Home Assistant has an awesome Android app, but at the time of writing this post, it’s not possible to remove certain screen elements like the title bar. While Kiosk Mode does a great job at allowing customisation of elements on a user by user level, it’s largely ignored by the native Home Assistant app.

This means that if you want a fullscreen UI experience on an Android tablet, say in the kitchen, you either have to put up with title banners or pay for the Fully Kiosk Browser addon.
To overcome this, I wrote an Android app in Flutter that lets you configure one or more pages and have these show different content, or automatically refresh. Refreshing is useful as some of the dashboard elements like the Solar Production chart don’t automatically roll over to the next day without a refresh.
The APK can be downloaded from here: https://www.peely.com/wp-content/uploads/2024/04/DashboardWebView.zip . Once downloaded and unzipped, you can sideload it onto any Android device.
The app renders pages as a regular browser would, and in its User Agent claims to be a regular Chrome browser so is fully compatible with Kiosk Mode>

On startup the configuration screen is presented automatically, and at each startup you can get back to the configuration by pressing on the icon at the top left before it disappears:

In the configuration menu you can add additional pages with the plus icon on the bottom right:

Each page is displayed for the amount of time in the “Show For” setting, then the next page is displayed, after the last page had been displayed, the display loops back round to the first page that is set to repeat.

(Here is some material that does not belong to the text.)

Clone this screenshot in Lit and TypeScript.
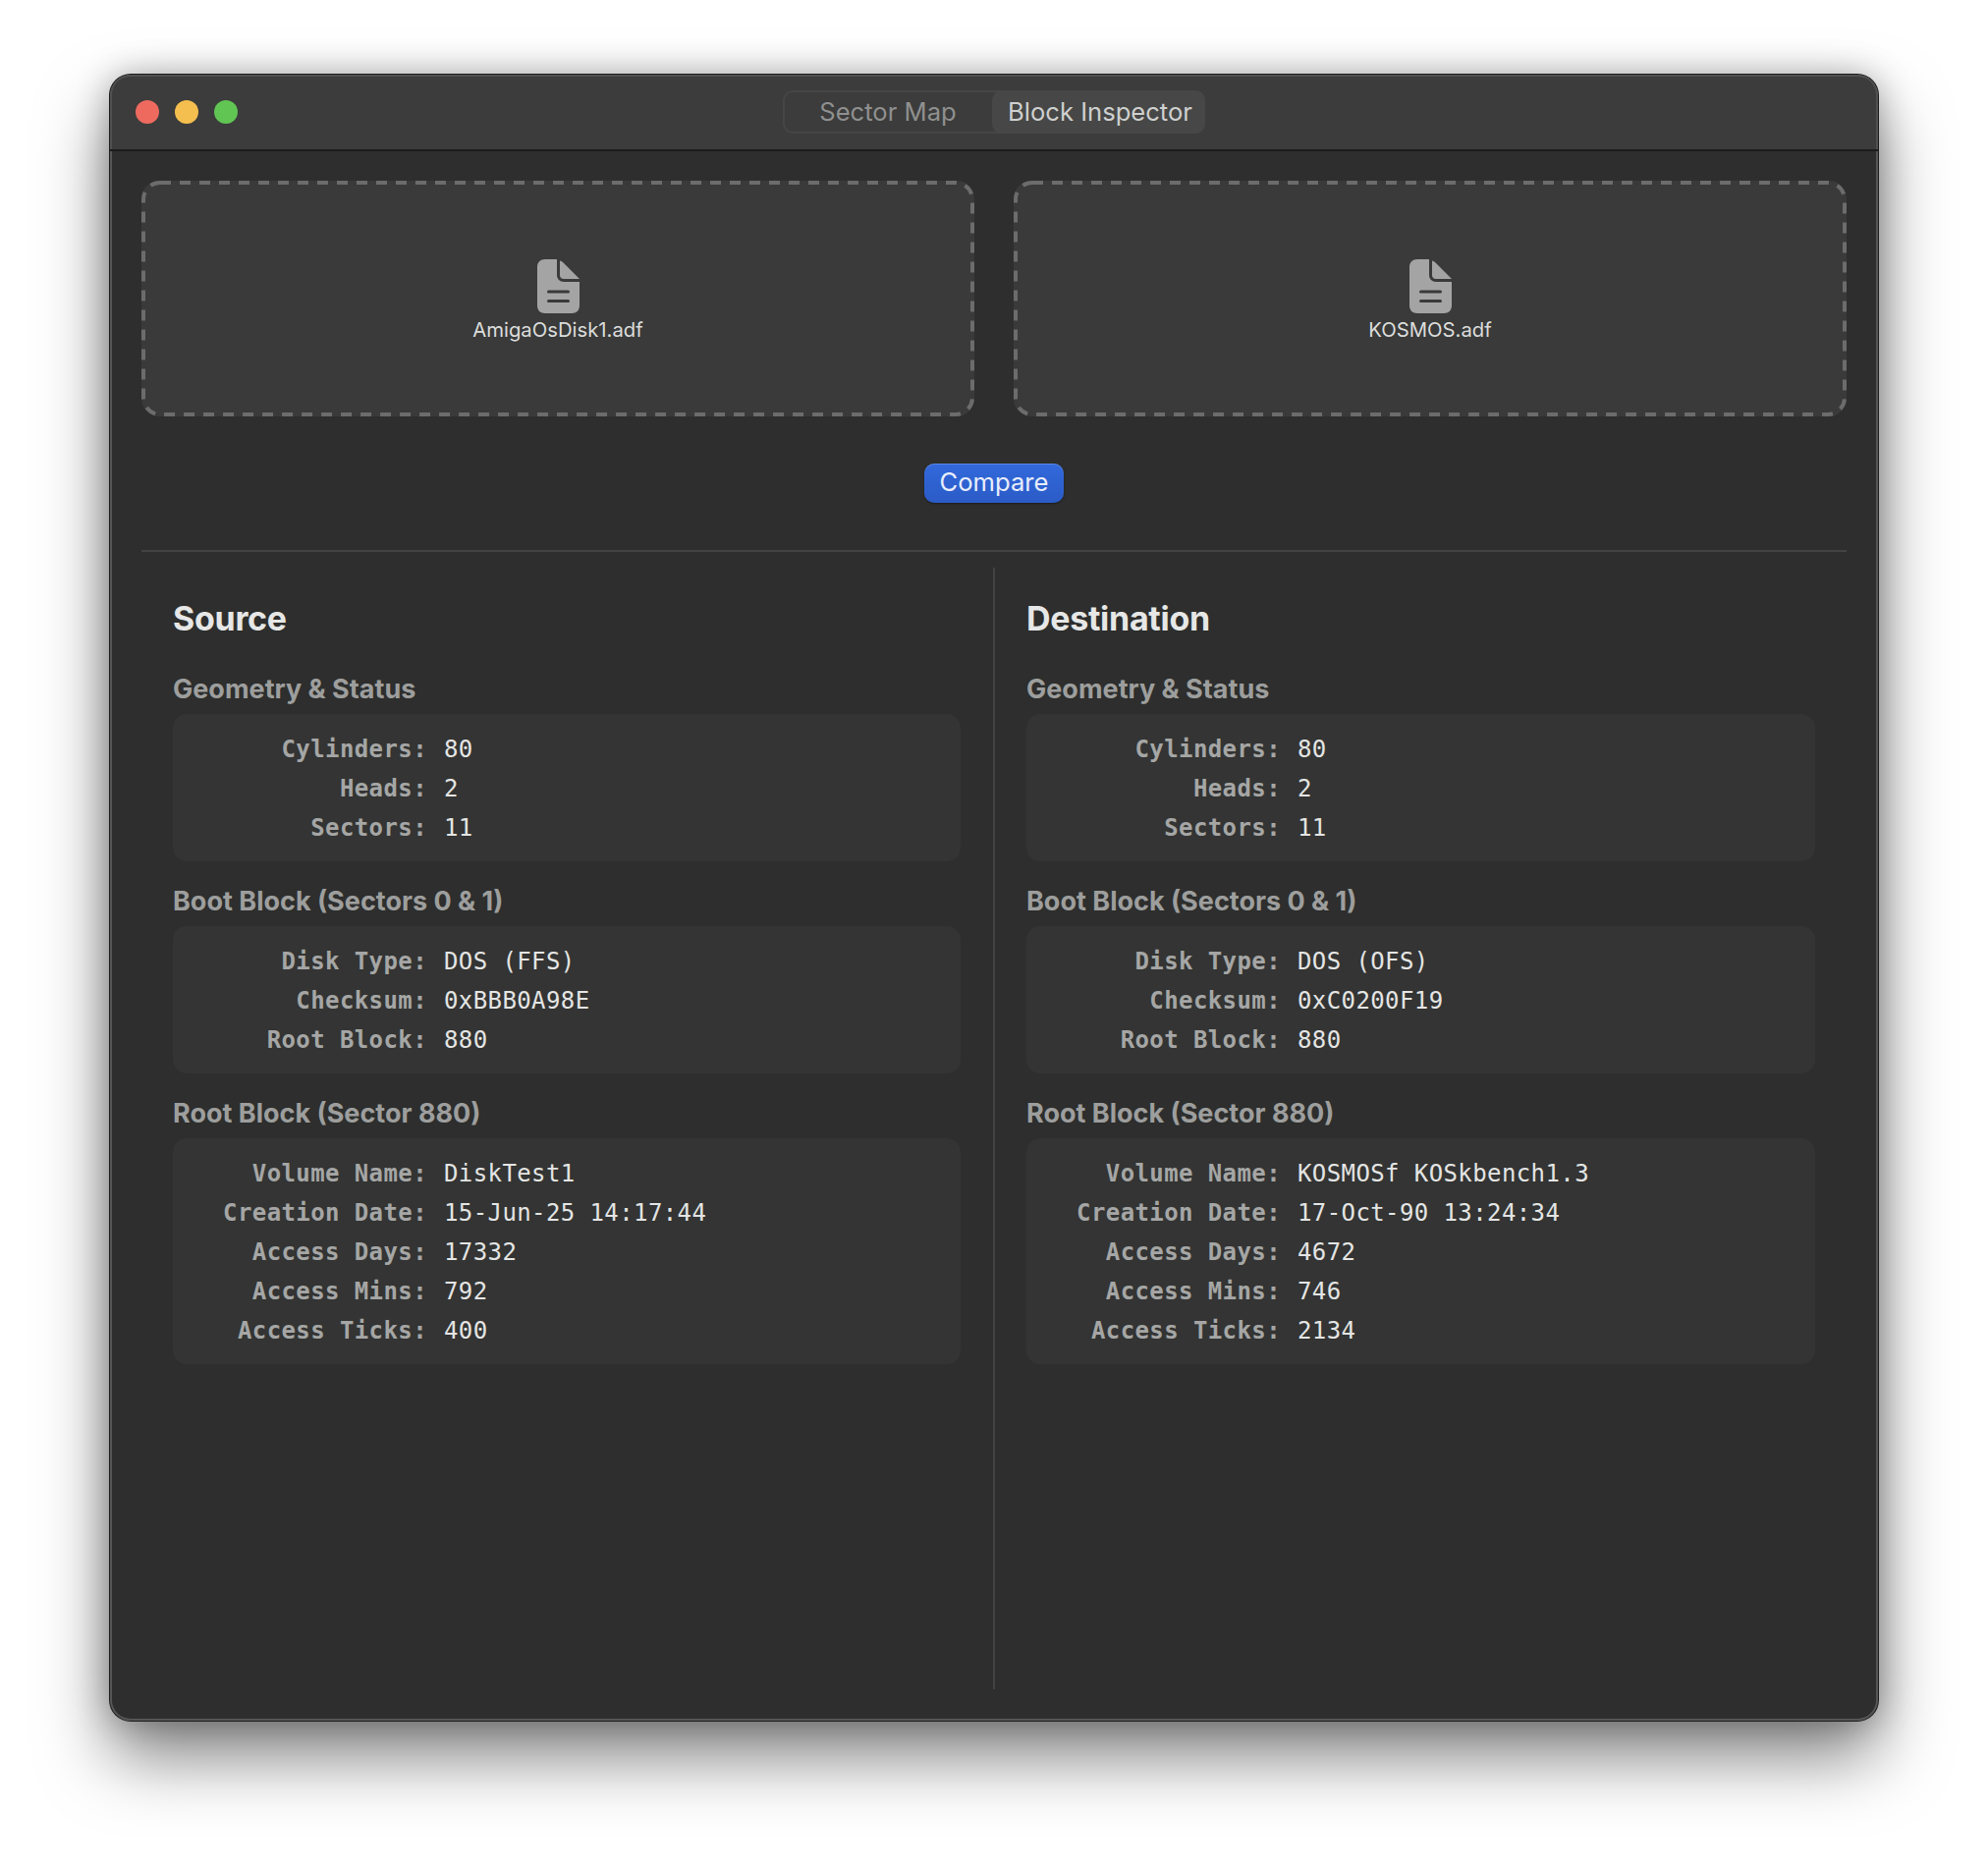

If you only want a page to show on the first loop, you can set the Repeat to “Show only on the first loop”. This is useful as Home Assistant dashboards with no left hand menu or title can’t be easily exited, so you can show the default page with a title and menu for a short period of time then move to the dashboard(s) you want to show.
Remember that it’s just a web browser, and so you will need to log in to Home Assistant and configure the user settings as you would any browser for the first time, cookies and settings are maintained just like any other browser.
Dashboard Web View doesn’t just work with Home Assistant, it can be used to show fullscreen pages on rotation for any site that supports Chrome.

Enjoy! A final tip on layout of Home Assistant dashboards for a tablet web view. I found the standard “Masonry” layout can render incorrectly on some page refreshes, sometimes it appears with columns missing. If you instead use a “Single Card” layout then use a combination of Horizontal panel and Vertical Panel widgets then the page renders a lot more stable on each refresh.